:: GIVEN MATERIAL ::

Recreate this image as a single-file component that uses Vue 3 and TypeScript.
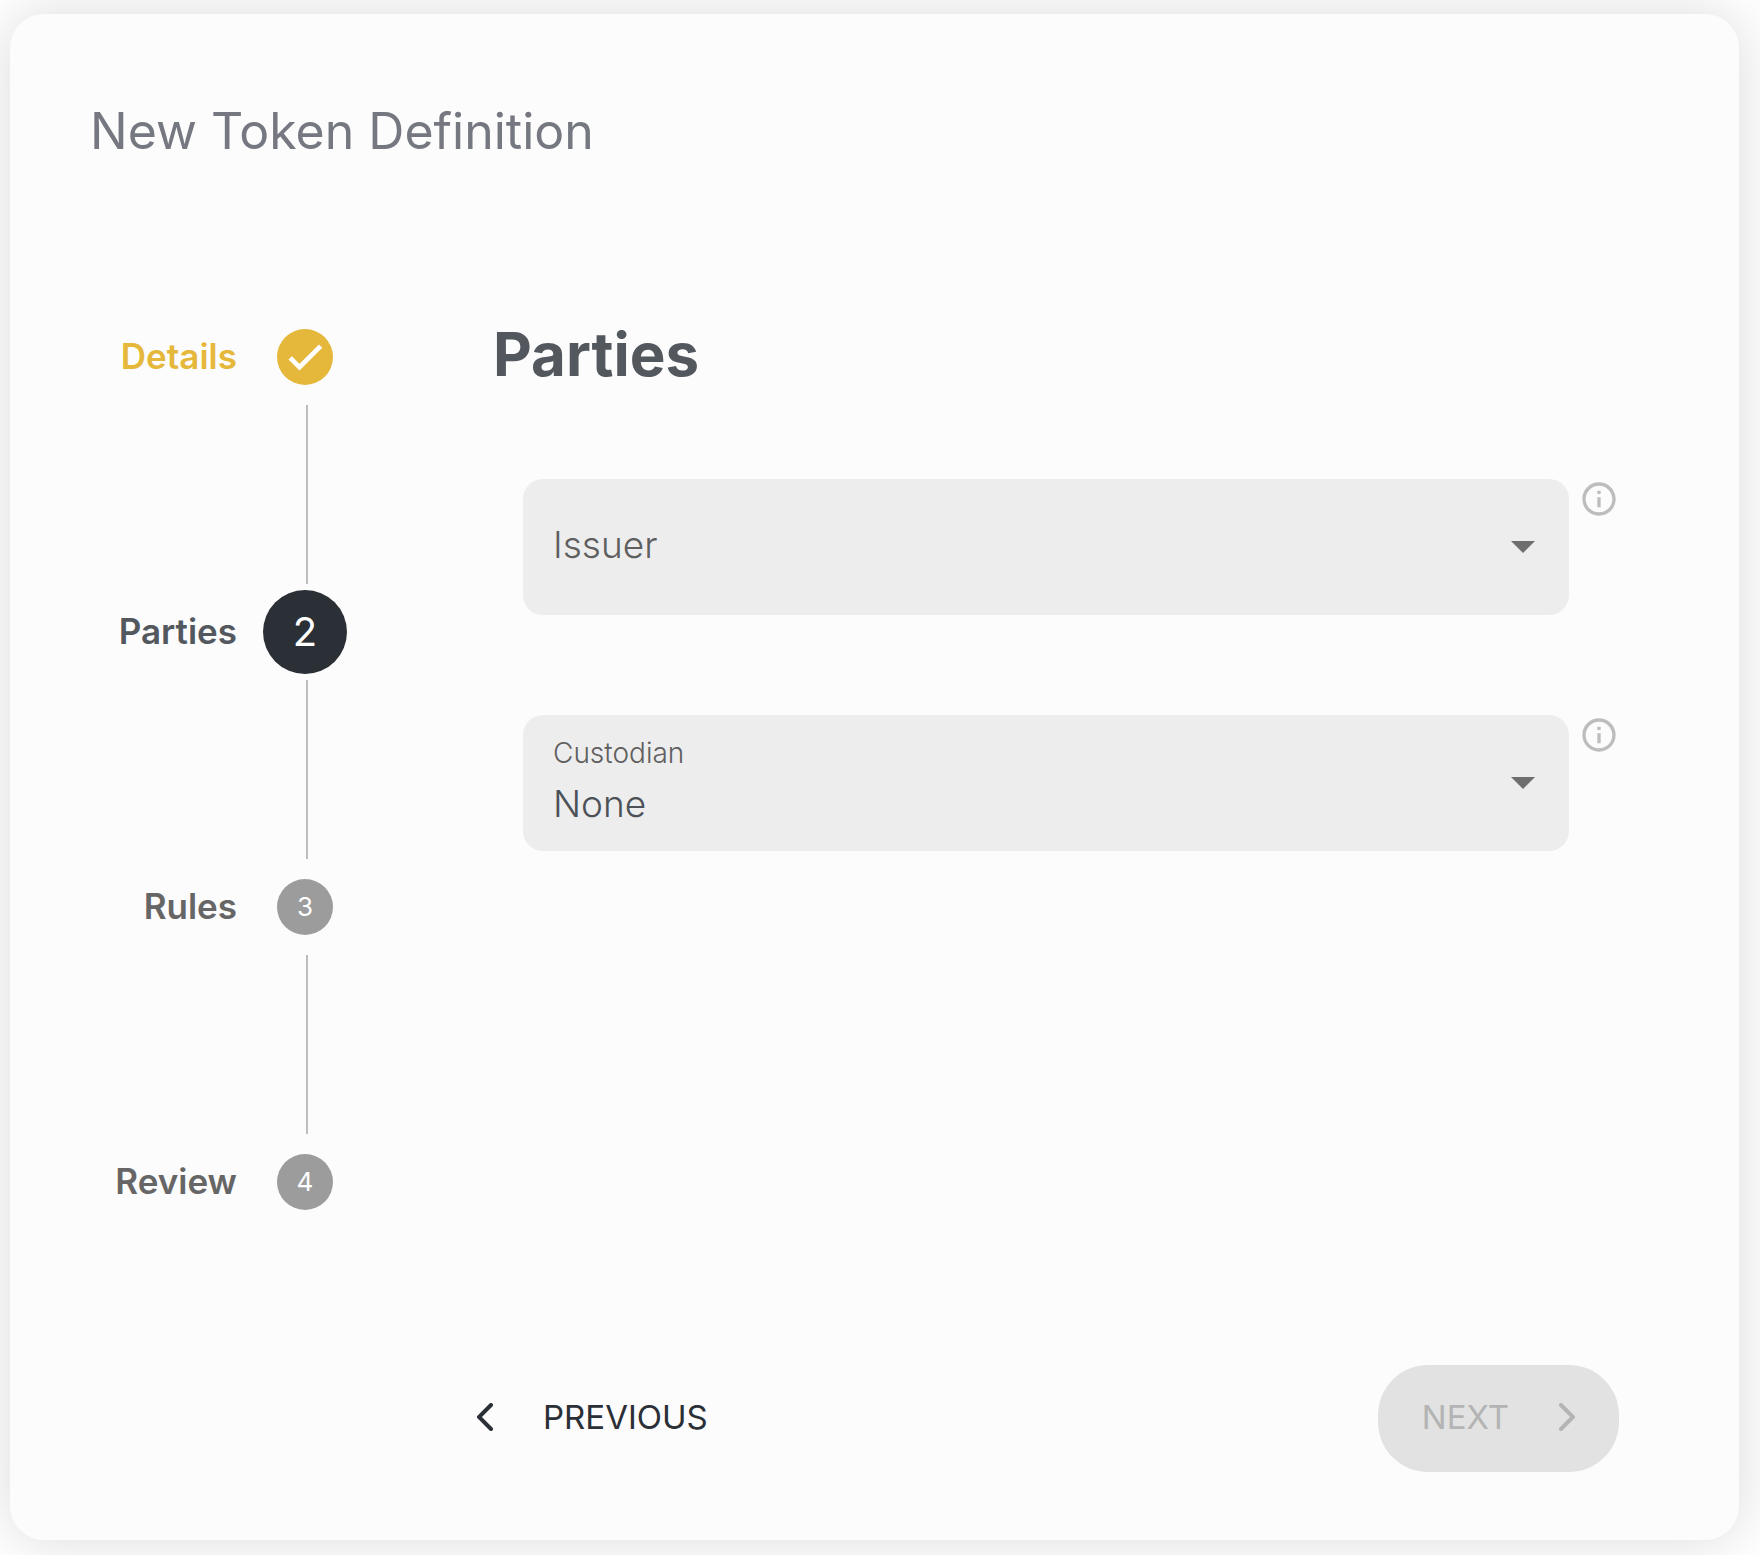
<script setup lang="ts">
import { ref } from 'vue'

type StepState = 'done' | 'active' | 'todo'

interface Step {
  label: string
  state: StepState
}

const steps: Step[] = [
  { label: 'Details', state: 'done' },
  { label: 'Parties', state: 'active' },
  { label: 'Rules', state: 'todo' },
  { label: 'Review', state: 'todo' },
]

const issuer = ref('')
const custodian = ref('none')
</script>

<template>
  <main class="page">
    <section class="card">
      <h1 class="title">New Token Definition</h1>

      <div class="body">
        <ol class="steps">
          <li v-for="(step, i) in steps" :key="step.label" class="step" :class="step.state">
            <div class="step-row">
              <span class="step-label">{{ step.label }}</span>
              <span class="marker-slot">
                <span class="marker">
                  <svg v-if="step.state === 'done'" class="check" viewBox="0 0 24 24" aria-hidden="true">
                    <path d="M9 16.17 4.83 12l-1.42 1.41L9 19 21 7l-1.41-1.41z" />
                  </svg>
                  <template v-else>{{ i + 1 }}</template>
                </span>
              </span>
            </div>
            <div v-if="i < steps.length - 1" class="connector"></div>
          </li>
        </ol>

        <form class="panel" @submit.prevent>
          <h2 class="heading">Parties</h2>

          <div class="field-row">
            <div class="field">
              <label for="issuer" class="field-label" :class="{ floating: issuer }">Issuer</label>
              <select id="issuer" v-model="issuer" class="select">
                <option value=""></option>
              </select>
              <svg class="caret" viewBox="0 0 24 12" aria-hidden="true"><path d="M0 0h24L12 12z" /></svg>
            </div>
            <button type="button" class="info" aria-label="About the issuer">
              <svg viewBox="0 0 24 24" aria-hidden="true">
                <path d="M11 7h2v2h-2zm0 4h2v6h-2zm1-9C6.48 2 2 6.48 2 12s4.48 10 10 10 10-4.48 10-10S17.52 2 12 2m0 18c-4.41 0-8-3.59-8-8s3.59-8 8-8 8 3.59 8 8-3.59 8-8 8" />
              </svg>
            </button>
          </div>

          <div class="field-row">
            <div class="field">
              <label for="custodian" class="field-label" :class="{ floating: custodian }">Custodian</label>
              <select id="custodian" v-model="custodian" class="select">
                <option value="none">None</option>
              </select>
              <svg class="caret" viewBox="0 0 24 12" aria-hidden="true"><path d="M0 0h24L12 12z" /></svg>
            </div>
            <button type="button" class="info" aria-label="About the custodian">
              <svg viewBox="0 0 24 24" aria-hidden="true">
                <path d="M11 7h2v2h-2zm0 4h2v6h-2zm1-9C6.48 2 2 6.48 2 12s4.48 10 10 10 10-4.48 10-10S17.52 2 12 2m0 18c-4.41 0-8-3.59-8-8s3.59-8 8-8 8 3.59 8 8-3.59 8-8 8" />
              </svg>
            </button>
          </div>
        </form>
      </div>

      <footer class="actions">
        <button type="button" class="action">
          <svg class="chevron" viewBox="0 0 16 28" aria-hidden="true"><path d="M14 2 2 14l12 12" /></svg>
          Previous
        </button>
        <button type="button" class="action next" disabled>
          Next
          <svg class="chevron" viewBox="0 0 16 28" aria-hidden="true"><path d="m2 2 12 12L2 26" /></svg>
        </button>
      </footer>
    </section>
  </main>
</template>

<style>
body {
  margin: 0;
  background: #fff;
}
</style>

<style scoped>
.page {
  box-sizing: border-box;
  min-height: 100vh;
  padding: 14px 21px 15px 10px;
  overflow: hidden;
  display: flex;
  font-family: Inter, "Liberation Sans", sans-serif;
}

.card {
  box-sizing: border-box;
  flex: 1;
  min-width: 0;
  display: flex;
  flex-direction: column;
  padding: 86px 120px 68px 80px;
  border-radius: 34px;
  background: #fcfcfc;
  box-shadow: 0 0 60px rgba(0, 0, 0, 0.15);
}

.title {
  margin: 0;
  font-size: 50px;
  line-height: 62px;
  font-weight: 400;
  color: #757880;
}

.body {
  flex: 1;
  display: flex;
  gap: 146px;
  padding-top: 147px;
}

.steps {
  list-style: none;
  margin: 0;
  padding: 0;
  width: 257px;
  flex-shrink: 0;
}

.step-row {
  display: flex;
  align-items: center;
  justify-content: flex-end;
  gap: 26px;
  height: 96px;
}

.step-label {
  padding-bottom: 1px;
  font-size: 35px;
  line-height: 43px;
  font-weight: 600;
  color: #666;
}

.marker-slot {
  display: flex;
  justify-content: center;
  width: 84px;
}

.marker {
  display: flex;
  align-items: center;
  justify-content: center;
  width: 56px;
  height: 56px;
  border-radius: 50%;
  background: #9c9c9c;
  color: #fff;
  font-size: 26px;
  line-height: 32px;
  font-weight: 400;
}

.connector {
  width: 2px;
  height: 179px;
  margin-left: 216px;
  background: #bdbdbd;
}

.done .step-label {
  color: #e5b83b;
}

.done .marker {
  background: #e5b83b;
}

.active .step-label {
  color: #53585f;
}

.active .marker {
  width: 84px;
  height: 84px;
  background: #2b2f36;
  font-size: 40px;
  line-height: 48px;
}

.check {
  width: 44px;
  height: 44px;
  fill: #fff;
  stroke: #fff;
  stroke-width: 0.6;
}

.panel {
  flex: 1;
  min-width: 0;
  display: flex;
  flex-direction: column;
}

.heading {
  margin: 9px 0 25px;
  font-size: 60px;
  line-height: 72px;
  font-weight: 700;
  color: #53585f;
}

.field-row {
  display: flex;
  align-items: flex-start;
  gap: 10px;
  margin: 64px 0 0 30px;
}

.field-row + .field-row {
  margin-top: 100px;
}

.field {
  flex: 1;
  min-width: 0;
  display: grid;
  grid-template: 136px / 1fr;
  align-items: center;
  border-radius: 20px;
  background: #ededed;
}

.field > * {
  grid-area: 1 / 1;
}

.field-label {
  z-index: 1;
  padding: 0 0 4px 30px;
  font-size: 37px;
  line-height: 44px;
  font-weight: 300;
  color: #5f5f5f;
  pointer-events: none;
}

.field-label.floating {
  align-self: start;
  padding-top: 21px;
  font-size: 28px;
  line-height: 34px;
}

.select {
  box-sizing: border-box;
  appearance: none;
  width: 100%;
  height: 100%;
  margin: 0;
  padding: 42px 80px 0 30px;
  border: 0;
  border-radius: 20px;
  background: transparent;
  font-family: inherit;
  font-size: 37px;
  line-height: 44px;
  font-weight: 300;
  color: #4c5158;
}

.caret {
  z-index: 1;
  justify-self: end;
  width: 24px;
  height: 12px;
  margin-right: 34px;
  fill: #6e6e6e;
  pointer-events: none;
}

.info {
  display: flex;
  margin: 0;
  padding: 0;
  border: 0;
  background: none;
}

.info svg {
  width: 40px;
  height: 40px;
  fill: #bdbdbd;
}

.actions {
  display: flex;
  justify-content: space-between;
  padding-left: 343px;
}

.action {
  display: flex;
  align-items: center;
  gap: 50px;
  height: 107px;
  padding: 0 44px 3px;
  border: 0;
  border-radius: 50px;
  background: none;
  font-family: inherit;
  font-size: 33px;
  line-height: 40px;
  font-weight: 400;
  text-transform: uppercase;
  color: #2b2f36;
}

.next {
  background: #e2e2e2;
  color: #b4b4b4;
}

.chevron {
  width: 16px;
  height: 28px;
  fill: none;
  stroke: currentColor;
  stroke-width: 4;
  stroke-linecap: round;
}
</style>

:::

TASK REQUIREMENTS: Skip every picture and transcribe the data above exactly.

SOLVED EXERCISE:
Recreate this image as a single-file component that uses Vue 3 and TypeScript.
<script setup lang="ts">
import { ref } from 'vue'

type StepState = 'done' | 'active' | 'todo'

interface Step {
  label: string
  state: StepState
}

const steps: Step[] = [
  { label: 'Details', state: 'done' },
  { label: 'Parties', state: 'active' },
  { label: 'Rules', state: 'todo' },
  { label: 'Review', state: 'todo' },
]

const issuer = ref('')
const custodian = ref('none')
</script>

<template>
  <main class="page">
    <section class="card">
      <h1 class="title">New Token Definition</h1>

      <div class="body">
        <ol class="steps">
          <li v-for="(step, i) in steps" :key="step.label" class="step" :class="step.state">
            <div class="step-row">
              <span class="step-label">{{ step.label }}</span>
              <span class="marker-slot">
                <span class="marker">
                  <svg v-if="step.state === 'done'" class="check" viewBox="0 0 24 24" aria-hidden="true">
                    <path d="M9 16.17 4.83 12l-1.42 1.41L9 19 21 7l-1.41-1.41z" />
                  </svg>
                  <template v-else>{{ i + 1 }}</template>
                </span>
              </span>
            </div>
            <div v-if="i < steps.length - 1" class="connector"></div>
          </li>
        </ol>

        <form class="panel" @submit.prevent>
          <h2 class="heading">Parties</h2>

          <div class="field-row">
            <div class="field">
              <label for="issuer" class="field-label" :class="{ floating: issuer }">Issuer</label>
              <select id="issuer" v-model="issuer" class="select">
                <option value=""></option>
              </select>
              <svg class="caret" viewBox="0 0 24 12" aria-hidden="true"><path d="M0 0h24L12 12z" /></svg>
            </div>
            <button type="button" class="info" aria-label="About the issuer">
              <svg viewBox="0 0 24 24" aria-hidden="true">
                <path d="M11 7h2v2h-2zm0 4h2v6h-2zm1-9C6.48 2 2 6.48 2 12s4.48 10 10 10 10-4.48 10-10S17.52 2 12 2m0 18c-4.41 0-8-3.59-8-8s3.59-8 8-8 8 3.59 8 8-3.59 8-8 8" />
              </svg>
            </button>
          </div>

          <div class="field-row">
            <div class="field">
              <label for="custodian" class="field-label" :class="{ floating: custodian }">Custodian</label>
              <select id="custodian" v-model="custodian" class="select">
                <option value="none">None</option>
              </select>
              <svg class="caret" viewBox="0 0 24 12" aria-hidden="true"><path d="M0 0h24L12 12z" /></svg>
            </div>
            <button type="button" class="info" aria-label="About the custodian">
              <svg viewBox="0 0 24 24" aria-hidden="true">
                <path d="M11 7h2v2h-2zm0 4h2v6h-2zm1-9C6.48 2 2 6.48 2 12s4.48 10 10 10 10-4.48 10-10S17.52 2 12 2m0 18c-4.41 0-8-3.59-8-8s3.59-8 8-8 8 3.59 8 8-3.59 8-8 8" />
              </svg>
            </button>
          </div>
        </form>
      </div>

      <footer class="actions">
        <button type="button" class="action">
          <svg class="chevron" viewBox="0 0 16 28" aria-hidden="true"><path d="M14 2 2 14l12 12" /></svg>
          Previous
        </button>
        <button type="button" class="action next" disabled>
          Next
          <svg class="chevron" viewBox="0 0 16 28" aria-hidden="true"><path d="m2 2 12 12L2 26" /></svg>
        </button>
      </footer>
    </section>
  </main>
</template>

<style>
body {
  margin: 0;
  background: #fff;
}
</style>

<style scoped>
.page {
  box-sizing: border-box;
  min-height: 100vh;
  padding: 14px 21px 15px 10px;
  overflow: hidden;
  display: flex;
  font-family: Inter, "Liberation Sans", sans-serif;
}

.card {
  box-sizing: border-box;
  flex: 1;
  min-width: 0;
  display: flex;
  flex-direction: column;
  padding: 86px 120px 68px 80px;
  border-radius: 34px;
  background: #fcfcfc;
  box-shadow: 0 0 60px rgba(0, 0, 0, 0.15);
}

.title {
  margin: 0;
  font-size: 50px;
  line-height: 62px;
  font-weight: 400;
  color: #757880;
}

.body {
  flex: 1;
  display: flex;
  gap: 146px;
  padding-top: 147px;
}

.steps {
  list-style: none;
  margin: 0;
  padding: 0;
  width: 257px;
  flex-shrink: 0;
}

.step-row {
  display: flex;
  align-items: center;
  justify-content: flex-end;
  gap: 26px;
  height: 96px;
}

.step-label {
  padding-bottom: 1px;
  font-size: 35px;
  line-height: 43px;
  font-weight: 600;
  color: #666;
}

.marker-slot {
  display: flex;
  justify-content: center;
  width: 84px;
}

.marker {
  display: flex;
  align-items: center;
  justify-content: center;
  width: 56px;
  height: 56px;
  border-radius: 50%;
  background: #9c9c9c;
  color: #fff;
  font-size: 26px;
  line-height: 32px;
  font-weight: 400;
}

.connector {
  width: 2px;
  height: 179px;
  margin-left: 216px;
  background: #bdbdbd;
}

.done .step-label {
  color: #e5b83b;
}

.done .marker {
  background: #e5b83b;
}

.active .step-label {
  color: #53585f;
}

.active .marker {
  width: 84px;
  height: 84px;
  background: #2b2f36;
  font-size: 40px;
  line-height: 48px;
}

.check {
  width: 44px;
  height: 44px;
  fill: #fff;
  stroke: #fff;
  stroke-width: 0.6;
}

.panel {
  flex: 1;
  min-width: 0;
  display: flex;
  flex-direction: column;
}

.heading {
  margin: 9px 0 25px;
  font-size: 60px;
  line-height: 72px;
  font-weight: 700;
  color: #53585f;
}

.field-row {
  display: flex;
  align-items: flex-start;
  gap: 10px;
  margin: 64px 0 0 30px;
}

.field-row + .field-row {
  margin-top: 100px;
}

.field {
  flex: 1;
  min-width: 0;
  display: grid;
  grid-template: 136px / 1fr;
  align-items: center;
  border-radius: 20px;
  background: #ededed;
}

.field > * {
  grid-area: 1 / 1;
}

.field-label {
  z-index: 1;
  padding: 0 0 4px 30px;
  font-size: 37px;
  line-height: 44px;
  font-weight: 300;
  color: #5f5f5f;
  pointer-events: none;
}

.field-label.floating {
  align-self: start;
  padding-top: 21px;
  font-size: 28px;
  line-height: 34px;
}

.select {
  box-sizing: border-box;
  appearance: none;
  width: 100%;
  height: 100%;
  margin: 0;
  padding: 42px 80px 0 30px;
  border: 0;
  border-radius: 20px;
  background: transparent;
  font-family: inherit;
  font-size: 37px;
  line-height: 44px;
  font-weight: 300;
  color: #4c5158;
}

.caret {
  z-index: 1;
  justify-self: end;
  width: 24px;
  height: 12px;
  margin-right: 34px;
  fill: #6e6e6e;
  pointer-events: none;
}

.info {
  display: flex;
  margin: 0;
  padding: 0;
  border: 0;
  background: none;
}

.info svg {
  width: 40px;
  height: 40px;
  fill: #bdbdbd;
}

.actions {
  display: flex;
  justify-content: space-between;
  padding-left: 343px;
}

.action {
  display: flex;
  align-items: center;
  gap: 50px;
  height: 107px;
  padding: 0 44px 3px;
  border: 0;
  border-radius: 50px;
  background: none;
  font-family: inherit;
  font-size: 33px;
  line-height: 40px;
  font-weight: 400;
  text-transform: uppercase;
  color: #2b2f36;
}

.next {
  background: #e2e2e2;
  color: #b4b4b4;
}

.chevron {
  width: 16px;
  height: 28px;
  fill: none;
  stroke: currentColor;
  stroke-width: 4;
  stroke-linecap: round;
}
</style>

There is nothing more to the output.